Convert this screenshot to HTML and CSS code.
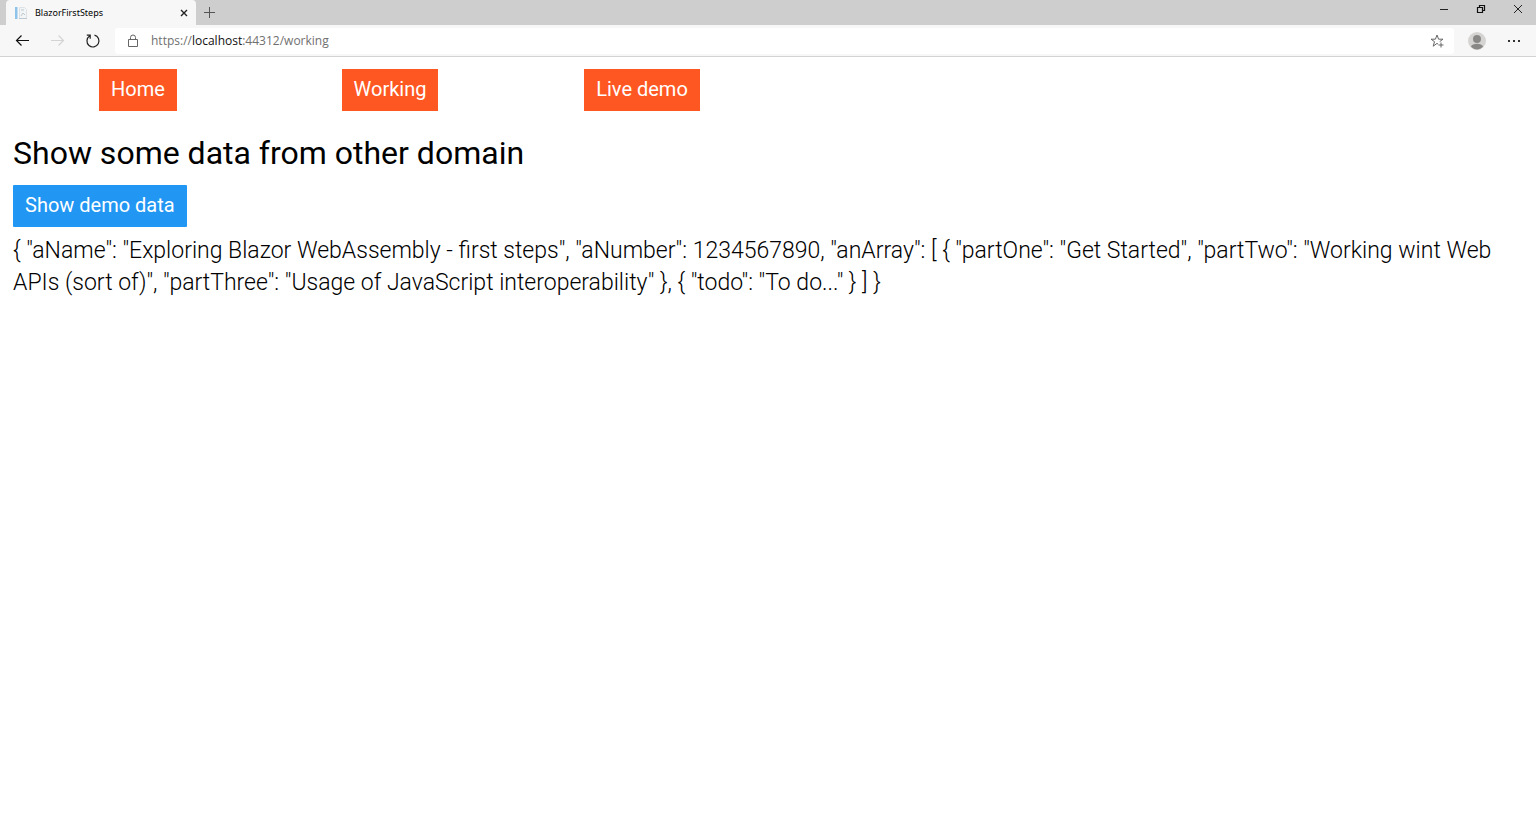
FILE: index.html
```html
<!DOCTYPE html>
<html lang="en">
<head>
<meta charset="utf-8">
<title>BlazorFirstSteps</title>
<link rel="stylesheet" href="styles.css">
</head>
<body>
<header class="browser">
  <div class="tabbar">
    <div class="tab">
      <svg class="favicon" width="14" height="14" viewBox="0 0 14 14"><path d="M1 1h2.500v12H1z" fill="#8fc4ea"/><path d="M5.500 1.500h5l2 2v9h-7z" fill="#f2f4f6" stroke="#dde2e6"/><path d="M7 10l2-3 2 2M7 4h3M5 12.500h8" fill="none" stroke="#bcc8d2"/></svg>
      <span class="tab-title">BlazorFirstSteps</span>
      <button class="icon tab-close" aria-label="Close tab"><svg width="8" height="8" viewBox="0 0 8 8"><path d="M1 1l6 6M7 1l-6 6" stroke="#222" stroke-width="1.400"/></svg></button>
    </div>
    <button class="icon new-tab" aria-label="New tab"><svg width="12" height="12" viewBox="0 0 12 12"><path d="M5.500 0v11M0 5.500h11" stroke="#555"/></svg></button>
    <div class="window-controls">
      <button class="icon" aria-label="Minimize"><svg width="10" height="10" viewBox="0 0 10 10"><path d="M1 5.500h8" stroke="#222"/></svg></button>
      <button class="icon" aria-label="Restore"><svg width="10" height="10" viewBox="0 0 10 10"><path d="M1.500 3.500h5v5h-5zM3.500 3V1.500h5v5H7" fill="none" stroke="#111" stroke-width="1.200"/></svg></button>
      <button class="icon" aria-label="Close"><svg width="10" height="10" viewBox="0 0 10 10"><path d="M1 1l8 8M9 1L1 9" stroke="#222"/></svg></button>
    </div>
  </div>
  <div class="toolbar">
    <button class="icon tool" aria-label="Back"><svg width="16" height="16" viewBox="0 0 16 16"><path d="M14 7.500H1.500M6.500 2.500L1.500 7.500 6.500 12.500" fill="none" stroke="#111" stroke-width="1.200"/></svg></button>
    <button class="icon tool" aria-label="Forward" disabled><svg width="16" height="16" viewBox="0 0 16 16"><path d="M1 7.500H13.500M8.500 2.500L13.500 7.500 8.500 12.500" fill="none" stroke="#d4d4d4" stroke-width="1.200"/></svg></button>
    <button class="icon tool" aria-label="Refresh"><svg width="16" height="16" viewBox="0 0 16 16"><path d="M9.500 2.200A6 6 0 1 1 4.500 3.100M1.800 2.200H5.200V5.800" fill="none" stroke="#222" stroke-width="1.200"/></svg></button>
    <div class="address">
      <svg width="12" height="14" viewBox="0 0 12 14"><path d="M1.500 5.500h9v7h-9zM3.500 5.500V3.500a2.500 2.500 0 0 1 5 0v2" fill="none" stroke="#666"/></svg>
      <a class="url" href="#">https://<span class="host">localhost</span>:44312/working</a>
      <button class="icon" aria-label="Add to favorites"><svg width="14" height="14" viewBox="0 0 14 14"><path d="M8.200 10.200L7 9.400l-3.800 2.800 1.300-4.500L1 5.200h4.400L7 1l1.600 4.200H13L9.700 7.600M11 8.500v5M8.500 11H13.500" fill="none" stroke="#666"/></svg></button>
    </div>
    <button class="icon profile" aria-label="Profile"><svg width="18" height="18" viewBox="0 0 18 18"><circle cx="9" cy="9" r="9" fill="#d6d4d2"/><circle cx="9" cy="7" r="4" fill="#8a8886"/><path d="M3 14.500C4 10.800 14 10.800 15 14.500 12 18.500 6 18.500 3 14.500z" fill="#8a8886"/></svg></button>
    <button class="icon more" aria-label="Settings and more"><svg width="12" height="4" viewBox="0 0 12 4"><path d="M0 1h2v2H0zM5 1h2v2H5zM10 1h2v2h-2z" fill="#333"/></svg></button>
  </div>
</header>
<nav class="menu">
  <div class="menu-cell"><a class="button orange" href="#">Home</a></div>
  <div class="menu-cell"><a class="button orange" href="#">Working</a></div>
  <div class="menu-cell"><a class="button orange" href="#">Live demo</a></div>
</nav>
<main class="content">
  <h1 class="heading">Show some data from other domain</h1>
  <button class="button blue">Show demo data</button>
  <p class="result">{ "aName": "Exploring Blazor WebAssembly - first steps", "aNumber": 1234567890, "anArray": [ { "partOne": "Get Started", "partTwo": "Working wint Web APIs (sort of)", "partThree": "Usage of JavaScript interoperability" }, { "todo": "To do..." } ] }</p>
</main>
</body>
</html>
```
FILE: styles.css
```css
* { box-sizing: border-box; }
body { margin: 0; background: #fff; color: #000; font-family: Roboto, sans-serif; }
.browser { font-family: "Open Sans", sans-serif; background: #f7f7f7; border-bottom: 1px solid #d2d2d2; }
.icon { display: flex; align-items: center; justify-content: center; flex: none; padding: 0; border: 0; background: none; }
.tabbar { display: flex; align-items: center; height: 25px; padding-left: 6px; background: #cecece; }
.tab { display: flex; align-items: center; gap: 7px; width: 190px; height: 25px; padding: 0 8px 0 8px; background: #f7f7f7; border-radius: 4px 4px 0 0; }
.tab-title { flex: 1; font-family: "Noto Sans", sans-serif; font-size: 9px; line-height: 14px; }
.new-tab { width: 28px; height: 24px; }
.window-controls { display: flex; margin-left: auto; }
.window-controls .icon { width: 37px; height: 18px; margin-bottom: 7px; }
.toolbar { display: flex; align-items: center; height: 31px; padding-left: 5px; }
.tool { width: 35px; height: 30px; }
.address { display: flex; flex: 1; align-items: center; gap: 12px; height: 26px; margin-left: 5px; padding: 0 10px 0 12px; background: #fff; border-radius: 3px; }
.url { flex: 1; color: #707070; font-size: 12px; line-height: 18px; text-decoration: none; }
.host { color: #111; }
.profile { width: 46px; height: 30px; }
.more { width: 28px; height: 30px; margin-right: 8px; }
.menu { display: grid; grid-template-columns: repeat(3, 1fr); width: 50%; padding: 12px 0 0 12px; }
.menu-cell { display: flex; justify-content: center; }
.button { display: block; padding: 4px 12px 6px; border: 0; color: #fff; font-family: Roboto, sans-serif; font-size: 20px; line-height: 32px; text-decoration: none; }
.orange { background: #ff5722; }
.blue { background: #2196f3; border-radius: 1px; }
.content { padding: 18px 13px; }
.heading { margin: 0 0 8px; font-size: 32px; font-weight: 400; line-height: 48px; }
.result { margin: 8px 0 0; font-size: 23px; font-weight: 300; line-height: 32px; }
```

▶ _What needs to be done_
The material above must be printed exactly, with its pictures left out.

▶ _Solution to the exercise_
Convert this screenshot to HTML and CSS code.
FILE: index.html
```html
<!DOCTYPE html>
<html lang="en">
<head>
<meta charset="utf-8">
<title>BlazorFirstSteps</title>
<link rel="stylesheet" href="styles.css">
</head>
<body>
<header class="browser">
  <div class="tabbar">
    <div class="tab">
      <svg class="favicon" width="14" height="14" viewBox="0 0 14 14"><path d="M1 1h2.500v12H1z" fill="#8fc4ea"/><path d="M5.500 1.500h5l2 2v9h-7z" fill="#f2f4f6" stroke="#dde2e6"/><path d="M7 10l2-3 2 2M7 4h3M5 12.500h8" fill="none" stroke="#bcc8d2"/></svg>
      <span class="tab-title">BlazorFirstSteps</span>
      <button class="icon tab-close" aria-label="Close tab"><svg width="8" height="8" viewBox="0 0 8 8"><path d="M1 1l6 6M7 1l-6 6" stroke="#222" stroke-width="1.400"/></svg></button>
    </div>
    <button class="icon new-tab" aria-label="New tab"><svg width="12" height="12" viewBox="0 0 12 12"><path d="M5.500 0v11M0 5.500h11" stroke="#555"/></svg></button>
    <div class="window-controls">
      <button class="icon" aria-label="Minimize"><svg width="10" height="10" viewBox="0 0 10 10"><path d="M1 5.500h8" stroke="#222"/></svg></button>
      <button class="icon" aria-label="Restore"><svg width="10" height="10" viewBox="0 0 10 10"><path d="M1.500 3.500h5v5h-5zM3.500 3V1.500h5v5H7" fill="none" stroke="#111" stroke-width="1.200"/></svg></button>
      <button class="icon" aria-label="Close"><svg width="10" height="10" viewBox="0 0 10 10"><path d="M1 1l8 8M9 1L1 9" stroke="#222"/></svg></button>
    </div>
  </div>
  <div class="toolbar">
    <button class="icon tool" aria-label="Back"><svg width="16" height="16" viewBox="0 0 16 16"><path d="M14 7.500H1.500M6.500 2.500L1.500 7.500 6.500 12.500" fill="none" stroke="#111" stroke-width="1.200"/></svg></button>
    <button class="icon tool" aria-label="Forward" disabled><svg width="16" height="16" viewBox="0 0 16 16"><path d="M1 7.500H13.500M8.500 2.500L13.500 7.500 8.500 12.500" fill="none" stroke="#d4d4d4" stroke-width="1.200"/></svg></button>
    <button class="icon tool" aria-label="Refresh"><svg width="16" height="16" viewBox="0 0 16 16"><path d="M9.500 2.200A6 6 0 1 1 4.500 3.100M1.800 2.200H5.200V5.800" fill="none" stroke="#222" stroke-width="1.200"/></svg></button>
    <div class="address">
      <svg width="12" height="14" viewBox="0 0 12 14"><path d="M1.500 5.500h9v7h-9zM3.500 5.500V3.500a2.500 2.500 0 0 1 5 0v2" fill="none" stroke="#666"/></svg>
      <a class="url" href="#">https://<span class="host">localhost</span>:44312/working</a>
      <button class="icon" aria-label="Add to favorites"><svg width="14" height="14" viewBox="0 0 14 14"><path d="M8.200 10.200L7 9.400l-3.800 2.800 1.300-4.500L1 5.200h4.400L7 1l1.600 4.200H13L9.700 7.600M11 8.500v5M8.500 11H13.500" fill="none" stroke="#666"/></svg></button>
    </div>
    <button class="icon profile" aria-label="Profile"><svg width="18" height="18" viewBox="0 0 18 18"><circle cx="9" cy="9" r="9" fill="#d6d4d2"/><circle cx="9" cy="7" r="4" fill="#8a8886"/><path d="M3 14.500C4 10.800 14 10.800 15 14.500 12 18.500 6 18.500 3 14.500z" fill="#8a8886"/></svg></button>
    <button class="icon more" aria-label="Settings and more"><svg width="12" height="4" viewBox="0 0 12 4"><path d="M0 1h2v2H0zM5 1h2v2H5zM10 1h2v2h-2z" fill="#333"/></svg></button>
  </div>
</header>
<nav class="menu">
  <div class="menu-cell"><a class="button orange" href="#">Home</a></div>
  <div class="menu-cell"><a class="button orange" href="#">Working</a></div>
  <div class="menu-cell"><a class="button orange" href="#">Live demo</a></div>
</nav>
<main class="content">
  <h1 class="heading">Show some data from other domain</h1>
  <button class="button blue">Show demo data</button>
  <p class="result">{ "aName": "Exploring Blazor WebAssembly - first steps", "aNumber": 1234567890, "anArray": [ { "partOne": "Get Started", "partTwo": "Working wint Web APIs (sort of)", "partThree": "Usage of JavaScript interoperability" }, { "todo": "To do..." } ] }</p>
</main>
</body>
</html>
```
FILE: styles.css
```css
* { box-sizing: border-box; }
body { margin: 0; background: #fff; color: #000; font-family: Roboto, sans-serif; }
.browser { font-family: "Open Sans", sans-serif; background: #f7f7f7; border-bottom: 1px solid #d2d2d2; }
.icon { display: flex; align-items: center; justify-content: center; flex: none; padding: 0; border: 0; background: none; }
.tabbar { display: flex; align-items: center; height: 25px; padding-left: 6px; background: #cecece; }
.tab { display: flex; align-items: center; gap: 7px; width: 190px; height: 25px; padding: 0 8px 0 8px; background: #f7f7f7; border-radius: 4px 4px 0 0; }
.tab-title { flex: 1; font-family: "Noto Sans", sans-serif; font-size: 9px; line-height: 14px; }
.new-tab { width: 28px; height: 24px; }
.window-controls { display: flex; margin-left: auto; }
.window-controls .icon { width: 37px; height: 18px; margin-bottom: 7px; }
.toolbar { display: flex; align-items: center; height: 31px; padding-left: 5px; }
.tool { width: 35px; height: 30px; }
.address { display: flex; flex: 1; align-items: center; gap: 12px; height: 26px; margin-left: 5px; padding: 0 10px 0 12px; background: #fff; border-radius: 3px; }
.url { flex: 1; color: #707070; font-size: 12px; line-height: 18px; text-decoration: none; }
.host { color: #111; }
.profile { width: 46px; height: 30px; }
.more { width: 28px; height: 30px; margin-right: 8px; }
.menu { display: grid; grid-template-columns: repeat(3, 1fr); width: 50%; padding: 12px 0 0 12px; }
.menu-cell { display: flex; justify-content: center; }
.button { display: block; padding: 4px 12px 6px; border: 0; color: #fff; font-family: Roboto, sans-serif; font-size: 20px; line-height: 32px; text-decoration: none; }
.orange { background: #ff5722; }
.blue { background: #2196f3; border-radius: 1px; }
.content { padding: 18px 13px; }
.heading { margin: 0 0 8px; font-size: 32px; font-weight: 400; line-height: 48px; }
.result { margin: 8px 0 0; font-size: 23px; font-weight: 300; line-height: 32px; }
```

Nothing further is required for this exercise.